= Sinking Fund Commission =

American government agency (1790–1836)

The Sinking Fund Commission was a sinking fund commission that was created on August 12, 1790, by the United States Congress to control the disbursement of funds that Congress had already allocated to repay the national debt. The commission was composed of five members: the President of the Senate, the Secretary of State, the Chief Justice, the Secretary of the Treasury, and the Attorney General. The board members voted to make purchases of the national debt using surplus from import taxes. If at least three board members said yes, or a majority if not all the board members were present, the President had to approve the purchase. After a few years of existence, the Secretary of the Treasury started to make all the decisions.

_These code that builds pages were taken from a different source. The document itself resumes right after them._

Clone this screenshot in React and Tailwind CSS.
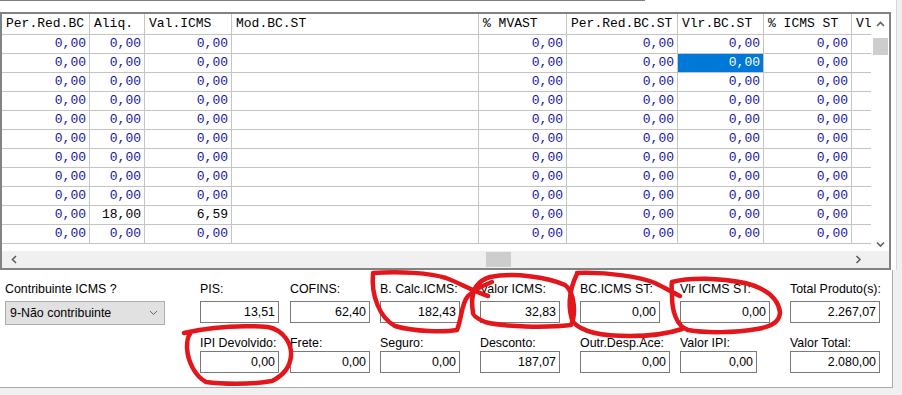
import React from "react";

const COLS = [
  { h: "Per.Red.BC", w: "w-[88px]" },
  { h: "Aliq.", w: "w-[55px]" },
  { h: "Val.ICMS", w: "w-[87px]" },
  { h: "Mod.BC.ST", w: "w-[247px]", empty: true },
  { h: "% MVAST", w: "w-[88px]" },
  { h: "Per.Red.BC.ST", w: "w-[111px]" },
  { h: "Vlr.BC.ST", w: "w-[86px]" },
  { h: "% ICMS ST", w: "w-[88px]" },
  { h: "Vl", w: "w-[19px]", empty: true, last: true },
];

const ROWS = Array.from({ length: 11 }, (_, i) =>
  i === 9
    ? ["0,00", "18,00", "6,59", "", "0,00", "0,00", "0,00", "0,00", ""]
    : ["0,00", "0,00", "0,00", "", "0,00", "0,00", "0,00", "0,00", ""]
);

function Chevron({ dir }) {
  const d = {
    up: "M1 5 L4.5 1.5 L8 5",
    down: "M1 1.5 L4.5 5 L8 1.5",
    left: "M5 1 L1.5 4.5 L5 8",
    right: "M1.5 1 L5 4.5 L1.5 8",
  }[dir];
  const vert = dir === "up" || dir === "down";
  return (
    <svg width={vert ? 9 : 7} height={vert ? 7 : 9} viewBox={vert ? "0 0 9 7" : "0 0 7 9"}>
      <path d={d} fill="none" stroke="#606060" strokeWidth="1.6" />
    </svg>
  );
}

function Grid() {
  return (
    <div className="w-[891px] h-[258px] border-2 border-[#828282] bg-white flex flex-col">
      <div className="flex h-[237px]">
        <div className="w-[869px] overflow-hidden font-['Liberation_Mono',monospace] text-[13px]">
          {/* Header */}
          <div className="flex h-[21px]">
            {COLS.map((c) => (
              <div
                key={c.h}
                className={`${c.w} shrink-0 h-[21px] leading-[20px] pl-[4px] whitespace-pre overflow-hidden text-black border-b border-[#c4c4c4] ${c.last ? "" : "border-r"}`}
              >
                {c.h}
              </div>
            ))}
          </div>
          {/* Rows */}
          {ROWS.map((r, ri) => (
            <div key={ri} className="flex h-[19px]">
              {COLS.map((c, ci) => {
                const sel = ri === 1 && ci === 6;
                const v = r[ci];
                return (
                  <div
                    key={ci}
                    className={`${c.w} shrink-0 h-[19px] leading-[18px] pr-[3px] text-right border-b border-[#c4c4c4] ${c.last ? "" : "border-r"} ${sel ? "bg-[#0078d7] text-white" : v === "0,00" ? "text-[#1414a0]" : "text-black"}`}
                  >
                    {v}
                  </div>
                );
              })}
            </div>
          ))}
        </div>
        {/* Vertical scrollbar */}
        <div className="w-[18px] flex flex-col items-center bg-white">
          <div className="h-[24px] flex items-center justify-center pb-[4px]">
            <Chevron dir="up" />
          </div>
          <div className="w-[15px] h-[17px] bg-[#cdcdcd]" />
          <div className="flex-1" />
          <div className="h-[17px] flex items-center justify-center pt-[4px]">
            <Chevron dir="down" />
          </div>
        </div>
      </div>
      <div className="h-[17px] bg-[#f0f0f0] flex items-center">
        <div className="w-[17px] flex justify-center ml-[4px]">
          <Chevron dir="left" />
        </div>
        <div className="w-[463px]" />
        <div className="w-[25px] h-[15px] bg-[#cdcdcd]" />
        <div className="flex-1" />
        <div className="w-[17px] flex justify-center mr-[22px]">
          <Chevron dir="right" />
        </div>
      </div>
    </div>
  );
}

function Field({ label, value, w = "w-[80px]", top }) {
  return (
    <div className="flex flex-col">
      <div className={`h-[14px] leading-[14px] whitespace-nowrap text-black ${top ? "" : "mt-[13px]"}`}>{label}</div>
      <div
        className={`${w} h-[22px] border border-[#7a7a7a] bg-white text-right pr-[3px] leading-[20px] text-black ${top ? "mt-[5px]" : "mt-[1px]"}`}
      >
        {value}
      </div>
    </div>
  );
}

function Annotations() {
  return (
    <svg className="absolute left-0 top-0 pointer-events-none" width="902" height="395" viewBox="0 0 902 395">
      <g fill="none" stroke="#e3161b" strokeWidth="4.5" strokeLinecap="round" strokeLinejoin="round">
        {/* B. Calc.ICMS */}
        <path d="M373 273 C 400 271 430 273 446 278 C 462 284 472 291 488 296" />
        <path d="M373 274 C 371 296 380 318 395 326 C 415 332 445 332 457 330 C 462 318 461 304 468 296 C 474 290 484 285 492 282" />
        {/* Valor ICMS */}
        <path d="M473 312 C 470 295 474 282 490 277 C 515 272 550 278 565 285 C 575 292 576 315 571 325 C 545 328 505 327 485 322 C 476 318 472 315 473 312" />
        {/* BC.ICMS ST */}
        <path d="M577 273 C 610 272 640 277 655 283 C 665 288 672 292 680 296" />
        <path d="M577 274 C 568 292 568 310 573 322 C 582 332 600 336 630 336 C 655 336 670 333 682 329" />
        {/* Vlr ICMS ST */}
        <path d="M672 282 C 690 277 720 278 745 283 C 765 288 778 298 780 312 C 780 322 770 327 757 329 C 735 333 705 333 688 330 C 676 326 672 310 672 296 C 672 290 671 286 672 282" />
        {/* IPI Devolvido */}
        <path d="M184 333 C 210 327 240 325 268 327 C 283 330 292 343 291 356 C 290 368 282 376 272 381 C 250 385 220 384 206 382 C 195 376 188 362 187 348 C 187 341 188 336 190 334" />
      </g>
    </svg>
  );
}

export default function App() {
  return (
    <div className="relative w-[902px] h-[395px] bg-[#f0f0f0] overflow-hidden font-['Liberation_Sans',Arial,sans-serif] text-[12.4px]">
      <div className="w-[897px] bg-white border-r border-[#d7d7d7]">
        {/* Top strip */}
        <div className="h-[12px]">
          <div className="w-[645px] h-[1px] bg-[#7f7f7f]" />
        </div>
        <Grid />
      </div>

      {/* Form panel */}
      <div className="w-[893px] h-[118px] bg-white border-r border-b border-[#a9a9a9] flex">
        <div className="ml-[5px] w-[160px] flex flex-col">
          <div className="h-[14px] leading-[14px] mt-[12px] whitespace-nowrap text-black">Contribuinte ICMS ?</div>
          <div className="mt-[5px] h-[24px] border border-[#adadad] bg-[#e1e1e1] flex items-center justify-between pl-[4px] pr-[6px] text-black">
            <span>9-Não contribuinte</span>
            <svg width="9" height="6" viewBox="0 0 9 6">
              <path d="M1 1 L4.5 4.5 L8 1" fill="none" stroke="#606060" strokeWidth="1" />
            </svg>
          </div>
        </div>
        <div className="ml-[35px] w-[80px] flex flex-col pt-[12px]">
          <Field top label="PIS:" value="13,51" w="w-[79px]" />
          <Field label="IPI Devolvido:" value="0,00" w="w-[79px]" />
        </div>
        <div className="ml-[10px] w-[80px] flex flex-col pt-[12px]">
          <Field top label="COFINS:" value="62,40" />
          <Field label="Frete:" value="0,00" />
        </div>
        <div className="ml-[10px] w-[80px] flex flex-col pt-[12px]">
          <Field top label="B. Calc.ICMS:" value="182,43" />
          <Field label="Seguro:" value="0,00" />
        </div>
        <div className="ml-[20px] w-[80px] flex flex-col pt-[12px]">
          <Field top label="Valor ICMS:" value="32,83" />
          <Field label="Desconto:" value="187,07" />
        </div>
        <div className="ml-[20px] w-[90px] flex flex-col pt-[12px]">
          <Field top label="BC.ICMS ST:" value="0,00" />
          <Field label="Outr.Desp.Ace:" value="0,00" w="w-[90px]" />
        </div>
        <div className="ml-[10px] w-[90px] flex flex-col pt-[12px]">
          <Field top label="Vlr ICMS ST:" value="0,00" w="w-[90px]" />
          <Field label="Valor IPI:" value="0,00" w="w-[77px]" />
        </div>
        <div className="ml-[20px] w-[90px] flex flex-col pt-[12px]">
          <Field top label="Total Produto(s):" value="2.267,07" w="w-[90px]" />
          <Field label="Valor Total:" value="2.080,00" w="w-[90px]" />
        </div>
      </div>

      <Annotations />
    </div>
  );
}
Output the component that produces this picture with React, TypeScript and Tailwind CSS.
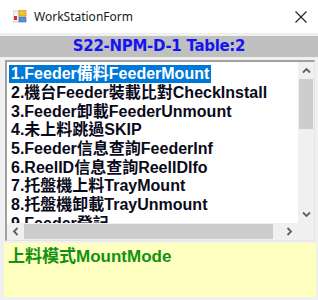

For some time after that, the Secretary of the Treasury began making purchases without approval from the president, and the commission disbanded in 1836.

== Independence ==
It is often described as America's first independent agency. Law professors Christine Chabot and Eliga Gould reference the Sinking Fund Commission as an example of an independent executive agency with a similar structure to the Federal Reserve and its open market committee with some commissioners, namely the Vice President of the United States and Chief Justice of the Supreme Court, not subject to the president's removal power. Other legal scholars have disputed the Sinking Fund's independence, referencing statutory provisions requiring presidential approval of the commission's decisions to purchase securities and the president's ability to remove a majority of its members, namely cabinet secretaries.